Adding @gribozavr @Xazax-hun @ymand @sam-mccall, who provided feedback on an early version of this proposal.

Thank you for the thorough proposal, it LGTM!

Looks great, can’t wait to review the patches!

While continuing to work on this, I’ve realized that there are more relevant join scenarios that affect DeclToLoc than the ones I had considered in the section “Mapping declarations to StorageLocations”. There can be scenarios in Environment::join() where the same declaration maps to two different storage locations in the two environments to be joined. For example:

    bool &foo();
    bool some_condition();

    void target() {
       do {
        bool& Bar = foo();
        if (Bar) break;
      } while (some_condition());
    }

First, recall that we create a new storage location for Bar in every iteration of the loop.

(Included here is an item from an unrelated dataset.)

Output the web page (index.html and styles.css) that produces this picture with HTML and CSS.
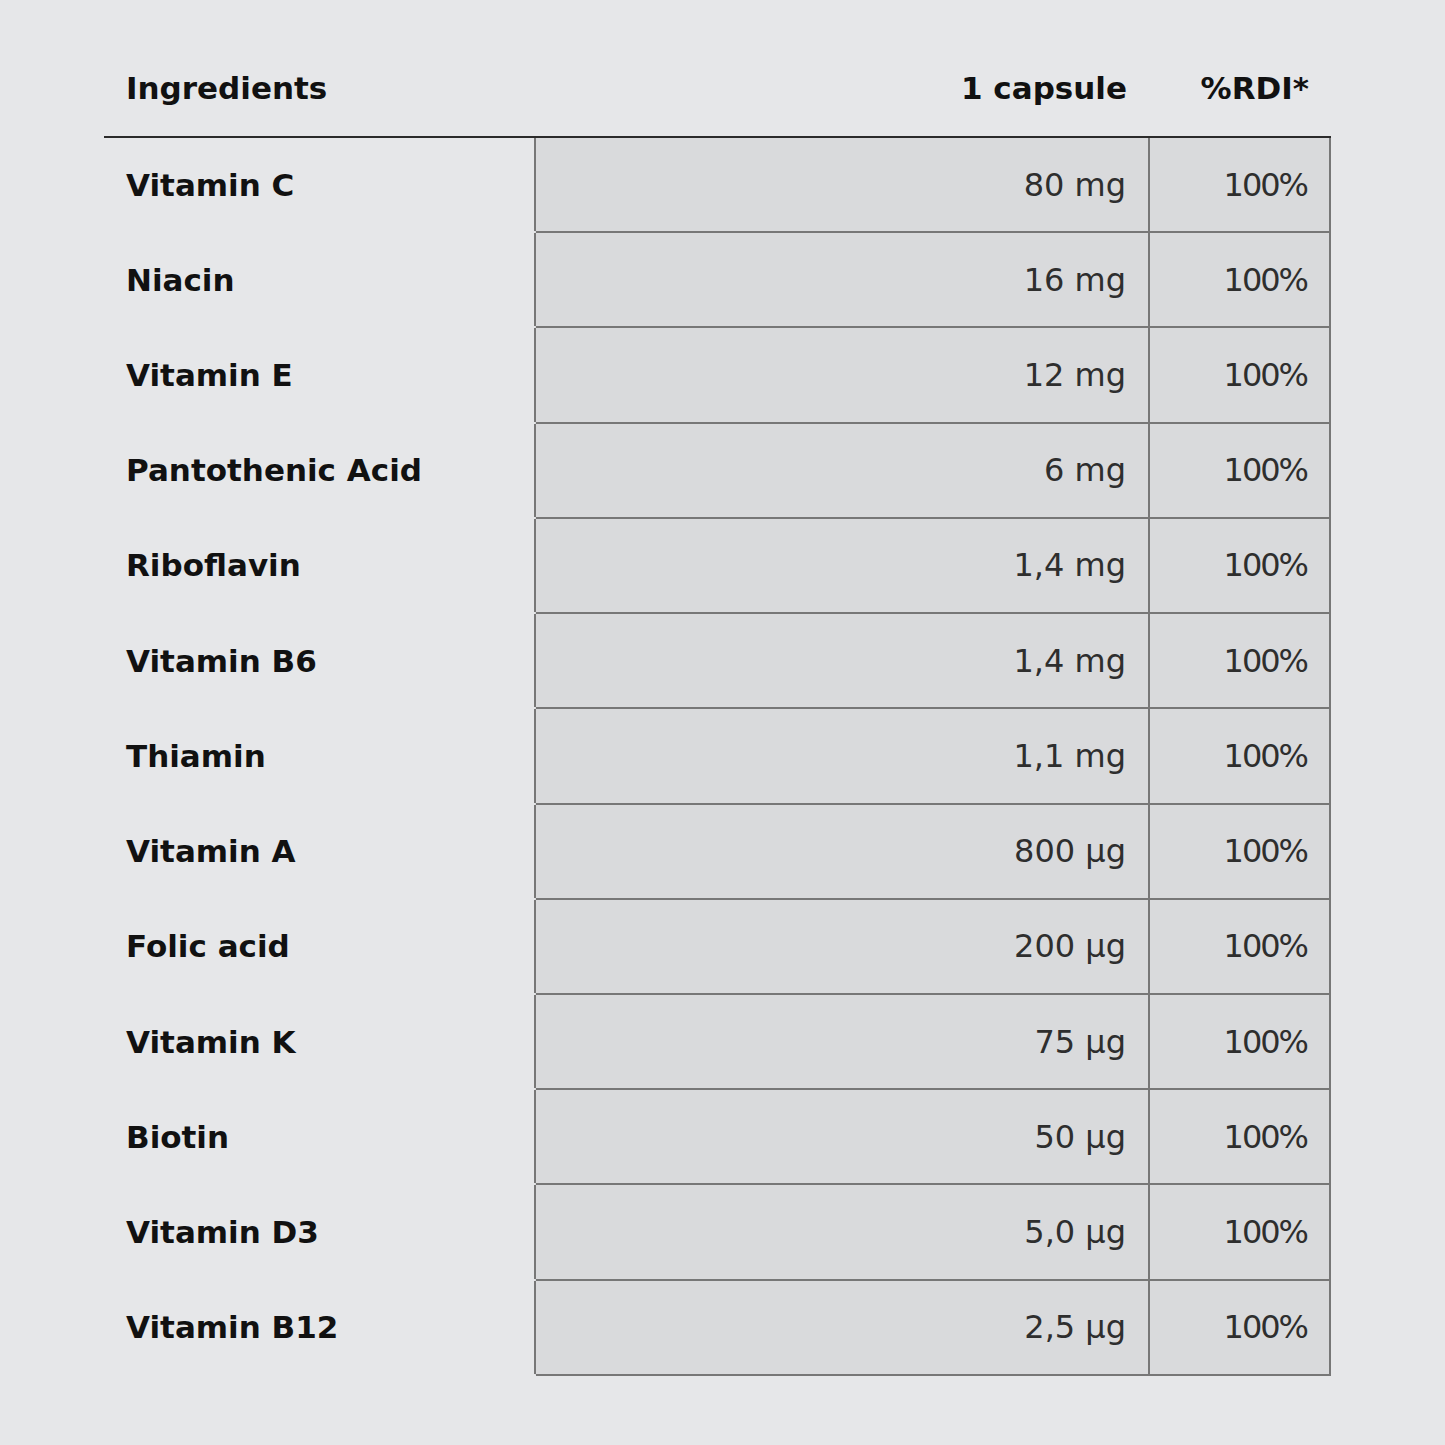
FILE: index.html
```html
<!DOCTYPE html>
<html lang="en">
<head>
<meta charset="utf-8">
<title>Ingredients</title>
<link rel="stylesheet" href="styles.css">
</head>
<body>
<main class="page">
  <table class="facts">
    <colgroup>
      <col class="col-name">
      <col class="col-amount">
      <col class="col-rdi">
    </colgroup>
    <thead>
      <tr>
        <th class="name">Ingredients</th>
        <th class="amount">1 capsule</th>
        <th class="rdi">%RDI*</th>
      </tr>
    </thead>
    <tbody>
      <tr><td class="name">Vitamin C</td><td class="amount">80 mg</td><td class="rdi">100%</td></tr>
      <tr><td class="name">Niacin</td><td class="amount">16 mg</td><td class="rdi">100%</td></tr>
      <tr><td class="name">Vitamin E</td><td class="amount">12 mg</td><td class="rdi">100%</td></tr>
      <tr><td class="name">Pantothenic Acid</td><td class="amount">6 mg</td><td class="rdi">100%</td></tr>
      <tr><td class="name">Riboflavin</td><td class="amount">1,4 mg</td><td class="rdi">100%</td></tr>
      <tr><td class="name">Vitamin B6</td><td class="amount">1,4 mg</td><td class="rdi">100%</td></tr>
      <tr><td class="name">Thiamin</td><td class="amount">1,1 mg</td><td class="rdi">100%</td></tr>
      <tr><td class="name">Vitamin A</td><td class="amount">800 µg</td><td class="rdi">100%</td></tr>
      <tr><td class="name">Folic acid</td><td class="amount">200 µg</td><td class="rdi">100%</td></tr>
      <tr><td class="name">Vitamin K</td><td class="amount">75 µg</td><td class="rdi">100%</td></tr>
      <tr><td class="name">Biotin</td><td class="amount">50 µg</td><td class="rdi">100%</td></tr>
      <tr><td class="name">Vitamin D3</td><td class="amount">5,0 µg</td><td class="rdi">100%</td></tr>
      <tr><td class="name">Vitamin B12</td><td class="amount">2,5 µg</td><td class="rdi">100%</td></tr>
    </tbody>
  </table>
</main>
</body>
</html>
```

FILE: styles.css
```css
html, body {
  margin: 0;
  padding: 0;
  background: #e6e7e9;
}

body {
  font-family: "DejaVu Sans", "Liberation Sans", sans-serif;
  color: #111;
}

.page {
  padding: 42px 0 0 104px;
}

.facts {
  width: 1226px;
  border-collapse: collapse;
  table-layout: fixed;
}

.col-name { width: 431px; }
.col-amount { width: 614px; }
.col-rdi { width: 181px; }

.facts th {
  height: 92px;
  padding: 0 0 2px;
  font-size: 31px;
  font-weight: 700;
  color: #111;
  vertical-align: middle;
  border-bottom: 2px solid #2b2b2b;
}

.facts th.name {
  text-align: left;
  padding-left: 22px;
}

.facts th.amount {
  text-align: right;
  padding-right: 22px;
}

.facts th.rdi {
  text-align: right;
  padding-right: 21px;
}

.facts td {
  height: 93.23px;
  padding: 0;
  vertical-align: middle;
}

.facts td.name {
  font-size: 31px;
  font-weight: 700;
  color: #111;
  padding-left: 22px;
  border-bottom: 2px solid transparent;
}

.facts td.amount,
.facts td.rdi {
  background: #d9dadc;
  border: 2px solid #777;
  color: #2e2e2e;
  font-size: 32px;
  font-weight: 400;
  text-align: right;
}

.facts td.amount {
  padding-right: 22px;
}

.facts td.rdi {
  padding-right: 22px;
  letter-spacing: -2px;
}
```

Now consider the join at the bottom of the loop. This can be reached in two ways: From the break statement or by dropping out of the bottom of the loop (i.e. when some_condition() returns false). In the general case, the two environments that are joined here need not be from the same loop iteration – so Bar may map to two different storage locations in this case.

To deal with this, we will need to remove declarations from DeclToLoc at the end of their scope. This isn’t hard to do – it merely requires a small handler for CFGScopeEnd. Keeping DeclToLoc “tidy” in this way also has benefits for debugging, as it will now only contain entries for variables that are in fact alive.